WORK REQUIRED = Each entry should be quoted word for word, including every mark of punctuation.

Web page code records
####################

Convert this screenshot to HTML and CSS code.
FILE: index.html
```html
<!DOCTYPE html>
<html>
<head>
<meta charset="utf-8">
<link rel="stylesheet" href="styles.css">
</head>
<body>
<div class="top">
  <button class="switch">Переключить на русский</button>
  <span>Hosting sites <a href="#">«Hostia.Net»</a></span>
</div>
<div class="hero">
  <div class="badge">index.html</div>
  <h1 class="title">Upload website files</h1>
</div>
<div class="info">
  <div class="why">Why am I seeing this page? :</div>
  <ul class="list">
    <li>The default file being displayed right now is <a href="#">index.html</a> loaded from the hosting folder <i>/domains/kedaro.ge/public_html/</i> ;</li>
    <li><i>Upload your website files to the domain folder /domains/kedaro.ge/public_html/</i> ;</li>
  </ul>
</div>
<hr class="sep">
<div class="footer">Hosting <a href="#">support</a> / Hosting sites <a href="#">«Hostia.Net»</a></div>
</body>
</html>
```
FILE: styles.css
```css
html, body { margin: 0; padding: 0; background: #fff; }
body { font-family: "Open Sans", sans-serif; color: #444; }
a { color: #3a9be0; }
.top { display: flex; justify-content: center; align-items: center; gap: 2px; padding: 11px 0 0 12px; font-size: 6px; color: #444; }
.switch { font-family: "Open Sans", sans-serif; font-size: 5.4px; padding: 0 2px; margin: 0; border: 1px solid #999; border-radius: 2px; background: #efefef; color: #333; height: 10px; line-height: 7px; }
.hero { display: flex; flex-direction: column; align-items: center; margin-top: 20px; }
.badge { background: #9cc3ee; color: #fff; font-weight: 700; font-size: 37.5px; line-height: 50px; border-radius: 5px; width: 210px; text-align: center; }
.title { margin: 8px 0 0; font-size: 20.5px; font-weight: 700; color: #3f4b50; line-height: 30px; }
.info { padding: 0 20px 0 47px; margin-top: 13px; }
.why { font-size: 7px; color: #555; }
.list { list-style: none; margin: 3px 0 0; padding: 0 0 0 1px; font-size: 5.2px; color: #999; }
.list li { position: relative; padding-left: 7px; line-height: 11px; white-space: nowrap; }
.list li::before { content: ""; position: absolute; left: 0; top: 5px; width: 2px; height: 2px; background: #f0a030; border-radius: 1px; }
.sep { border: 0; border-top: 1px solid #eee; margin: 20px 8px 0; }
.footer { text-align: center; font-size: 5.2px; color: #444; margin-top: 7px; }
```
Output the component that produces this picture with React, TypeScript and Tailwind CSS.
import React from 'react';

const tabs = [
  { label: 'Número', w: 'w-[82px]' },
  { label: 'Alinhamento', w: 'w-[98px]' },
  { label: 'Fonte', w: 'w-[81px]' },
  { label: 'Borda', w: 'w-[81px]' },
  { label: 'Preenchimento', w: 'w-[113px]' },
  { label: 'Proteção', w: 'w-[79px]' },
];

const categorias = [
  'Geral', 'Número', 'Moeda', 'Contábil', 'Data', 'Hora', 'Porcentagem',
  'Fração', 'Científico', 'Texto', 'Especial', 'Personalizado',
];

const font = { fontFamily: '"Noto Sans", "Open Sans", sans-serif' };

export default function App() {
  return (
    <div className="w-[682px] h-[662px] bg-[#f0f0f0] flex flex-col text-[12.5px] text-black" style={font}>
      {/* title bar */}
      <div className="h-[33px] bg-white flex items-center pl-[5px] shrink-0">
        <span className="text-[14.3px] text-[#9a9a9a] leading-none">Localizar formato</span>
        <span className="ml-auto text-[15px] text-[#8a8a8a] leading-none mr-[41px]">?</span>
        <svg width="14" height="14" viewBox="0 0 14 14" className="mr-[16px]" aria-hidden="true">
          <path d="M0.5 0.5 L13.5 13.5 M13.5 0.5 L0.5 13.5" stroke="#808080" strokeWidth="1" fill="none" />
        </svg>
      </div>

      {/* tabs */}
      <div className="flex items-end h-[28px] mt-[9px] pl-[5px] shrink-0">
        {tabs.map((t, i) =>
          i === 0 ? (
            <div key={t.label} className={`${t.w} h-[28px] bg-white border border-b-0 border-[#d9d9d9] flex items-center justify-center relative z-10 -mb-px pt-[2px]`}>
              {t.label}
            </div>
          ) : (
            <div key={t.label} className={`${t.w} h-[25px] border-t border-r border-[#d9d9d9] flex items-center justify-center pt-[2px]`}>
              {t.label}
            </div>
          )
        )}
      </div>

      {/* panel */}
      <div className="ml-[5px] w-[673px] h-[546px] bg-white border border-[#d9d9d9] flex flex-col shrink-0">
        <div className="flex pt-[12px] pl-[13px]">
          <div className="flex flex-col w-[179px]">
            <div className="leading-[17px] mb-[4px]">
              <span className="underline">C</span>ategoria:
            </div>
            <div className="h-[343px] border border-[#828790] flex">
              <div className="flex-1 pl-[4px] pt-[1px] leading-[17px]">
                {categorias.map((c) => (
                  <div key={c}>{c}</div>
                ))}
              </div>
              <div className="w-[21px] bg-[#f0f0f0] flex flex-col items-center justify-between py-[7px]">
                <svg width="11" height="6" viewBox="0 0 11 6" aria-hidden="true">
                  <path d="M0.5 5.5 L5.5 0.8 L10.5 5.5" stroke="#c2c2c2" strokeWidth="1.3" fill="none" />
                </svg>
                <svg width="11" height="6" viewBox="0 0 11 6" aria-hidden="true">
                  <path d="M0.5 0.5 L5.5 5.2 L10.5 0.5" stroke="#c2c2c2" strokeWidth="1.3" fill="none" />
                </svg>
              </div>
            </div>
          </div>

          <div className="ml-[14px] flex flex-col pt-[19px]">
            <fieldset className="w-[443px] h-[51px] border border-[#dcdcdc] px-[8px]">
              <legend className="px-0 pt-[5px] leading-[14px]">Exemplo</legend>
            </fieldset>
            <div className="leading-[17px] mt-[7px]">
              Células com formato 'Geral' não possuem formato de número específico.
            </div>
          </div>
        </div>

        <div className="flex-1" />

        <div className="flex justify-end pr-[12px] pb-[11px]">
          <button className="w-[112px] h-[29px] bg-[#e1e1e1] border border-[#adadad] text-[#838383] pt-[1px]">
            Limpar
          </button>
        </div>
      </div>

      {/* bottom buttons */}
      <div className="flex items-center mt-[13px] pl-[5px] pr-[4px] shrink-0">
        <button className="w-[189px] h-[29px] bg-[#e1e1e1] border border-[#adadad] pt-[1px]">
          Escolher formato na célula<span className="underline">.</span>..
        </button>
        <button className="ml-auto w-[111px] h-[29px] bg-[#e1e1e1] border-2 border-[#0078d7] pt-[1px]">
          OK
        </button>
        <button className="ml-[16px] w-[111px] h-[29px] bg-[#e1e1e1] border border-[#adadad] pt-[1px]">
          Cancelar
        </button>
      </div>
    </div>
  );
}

####################

EXPECTED ANSWER =
Convert this screenshot to HTML and CSS code.
FILE: index.html
```html
<!DOCTYPE html>
<html>
<head>
<meta charset="utf-8">
<link rel="stylesheet" href="styles.css">
</head>
<body>
<div class="top">
  <button class="switch">Переключить на русский</button>
  <span>Hosting sites <a href="#">«Hostia.Net»</a></span>
</div>
<div class="hero">
  <div class="badge">index.html</div>
  <h1 class="title">Upload website files</h1>
</div>
<div class="info">
  <div class="why">Why am I seeing this page? :</div>
  <ul class="list">
    <li>The default file being displayed right now is <a href="#">index.html</a> loaded from the hosting folder <i>/domains/kedaro.ge/public_html/</i> ;</li>
    <li><i>Upload your website files to the domain folder /domains/kedaro.ge/public_html/</i> ;</li>
  </ul>
</div>
<hr class="sep">
<div class="footer">Hosting <a href="#">support</a> / Hosting sites <a href="#">«Hostia.Net»</a></div>
</body>
</html>
```
FILE: styles.css
```css
html, body { margin: 0; padding: 0; background: #fff; }
body { font-family: "Open Sans", sans-serif; color: #444; }
a { color: #3a9be0; }
.top { display: flex; justify-content: center; align-items: center; gap: 2px; padding: 11px 0 0 12px; font-size: 6px; color: #444; }
.switch { font-family: "Open Sans", sans-serif; font-size: 5.4px; padding: 0 2px; margin: 0; border: 1px solid #999; border-radius: 2px; background: #efefef; color: #333; height: 10px; line-height: 7px; }
.hero { display: flex; flex-direction: column; align-items: center; margin-top: 20px; }
.badge { background: #9cc3ee; color: #fff; font-weight: 700; font-size: 37.5px; line-height: 50px; border-radius: 5px; width: 210px; text-align: center; }
.title { margin: 8px 0 0; font-size: 20.5px; font-weight: 700; color: #3f4b50; line-height: 30px; }
.info { padding: 0 20px 0 47px; margin-top: 13px; }
.why { font-size: 7px; color: #555; }
.list { list-style: none; margin: 3px 0 0; padding: 0 0 0 1px; font-size: 5.2px; color: #999; }
.list li { position: relative; padding-left: 7px; line-height: 11px; white-space: nowrap; }
.list li::before { content: ""; position: absolute; left: 0; top: 5px; width: 2px; height: 2px; background: #f0a030; border-radius: 1px; }
.sep { border: 0; border-top: 1px solid #eee; margin: 20px 8px 0; }
.footer { text-align: center; font-size: 5.2px; color: #444; margin-top: 7px; }
```
Output the component that produces this picture with React, TypeScript and Tailwind CSS.
import React from 'react';

const tabs = [
  { label: 'Número', w: 'w-[82px]' },
  { label: 'Alinhamento', w: 'w-[98px]' },
  { label: 'Fonte', w: 'w-[81px]' },
  { label: 'Borda', w: 'w-[81px]' },
  { label: 'Preenchimento', w: 'w-[113px]' },
  { label: 'Proteção', w: 'w-[79px]' },
];

const categorias = [
  'Geral', 'Número', 'Moeda', 'Contábil', 'Data', 'Hora', 'Porcentagem',
  'Fração', 'Científico', 'Texto', 'Especial', 'Personalizado',
];

const font = { fontFamily: '"Noto Sans", "Open Sans", sans-serif' };

export default function App() {
  return (
    <div className="w-[682px] h-[662px] bg-[#f0f0f0] flex flex-col text-[12.5px] text-black" style={font}>
      {/* title bar */}
      <div className="h-[33px] bg-white flex items-center pl-[5px] shrink-0">
        <span className="text-[14.3px] text-[#9a9a9a] leading-none">Localizar formato</span>
        <span className="ml-auto text-[15px] text-[#8a8a8a] leading-none mr-[41px]">?</span>
        <svg width="14" height="14" viewBox="0 0 14 14" className="mr-[16px]" aria-hidden="true">
          <path d="M0.5 0.5 L13.5 13.5 M13.5 0.5 L0.5 13.5" stroke="#808080" strokeWidth="1" fill="none" />
        </svg>
      </div>

      {/* tabs */}
      <div className="flex items-end h-[28px] mt-[9px] pl-[5px] shrink-0">
        {tabs.map((t, i) =>
          i === 0 ? (
            <div key={t.label} className={`${t.w} h-[28px] bg-white border border-b-0 border-[#d9d9d9] flex items-center justify-center relative z-10 -mb-px pt-[2px]`}>
              {t.label}
            </div>
          ) : (
            <div key={t.label} className={`${t.w} h-[25px] border-t border-r border-[#d9d9d9] flex items-center justify-center pt-[2px]`}>
              {t.label}
            </div>
          )
        )}
      </div>

      {/* panel */}
      <div className="ml-[5px] w-[673px] h-[546px] bg-white border border-[#d9d9d9] flex flex-col shrink-0">
        <div className="flex pt-[12px] pl-[13px]">
          <div className="flex flex-col w-[179px]">
            <div className="leading-[17px] mb-[4px]">
              <span className="underline">C</span>ategoria:
            </div>
            <div className="h-[343px] border border-[#828790] flex">
              <div className="flex-1 pl-[4px] pt-[1px] leading-[17px]">
                {categorias.map((c) => (
                  <div key={c}>{c}</div>
                ))}
              </div>
              <div className="w-[21px] bg-[#f0f0f0] flex flex-col items-center justify-between py-[7px]">
                <svg width="11" height="6" viewBox="0 0 11 6" aria-hidden="true">
                  <path d="M0.5 5.5 L5.5 0.8 L10.5 5.5" stroke="#c2c2c2" strokeWidth="1.3" fill="none" />
                </svg>
                <svg width="11" height="6" viewBox="0 0 11 6" aria-hidden="true">
                  <path d="M0.5 0.5 L5.5 5.2 L10.5 0.5" stroke="#c2c2c2" strokeWidth="1.3" fill="none" />
                </svg>
              </div>
            </div>
          </div>

          <div className="ml-[14px] flex flex-col pt-[19px]">
            <fieldset className="w-[443px] h-[51px] border border-[#dcdcdc] px-[8px]">
              <legend className="px-0 pt-[5px] leading-[14px]">Exemplo</legend>
            </fieldset>
            <div className="leading-[17px] mt-[7px]">
              Células com formato 'Geral' não possuem formato de número específico.
            </div>
          </div>
        </div>

        <div className="flex-1" />

        <div className="flex justify-end pr-[12px] pb-[11px]">
          <button className="w-[112px] h-[29px] bg-[#e1e1e1] border border-[#adadad] text-[#838383] pt-[1px]">
            Limpar
          </button>
        </div>
      </div>

      {/* bottom buttons */}
      <div className="flex items-center mt-[13px] pl-[5px] pr-[4px] shrink-0">
        <button className="w-[189px] h-[29px] bg-[#e1e1e1] border border-[#adadad] pt-[1px]">
          Escolher formato na célula<span className="underline">.</span>..
        </button>
        <button className="ml-auto w-[111px] h-[29px] bg-[#e1e1e1] border-2 border-[#0078d7] pt-[1px]">
          OK
        </button>
        <button className="ml-[16px] w-[111px] h-[29px] bg-[#e1e1e1] border border-[#adadad] pt-[1px]">
          Cancelar
        </button>
      </div>
    </div>
  );
}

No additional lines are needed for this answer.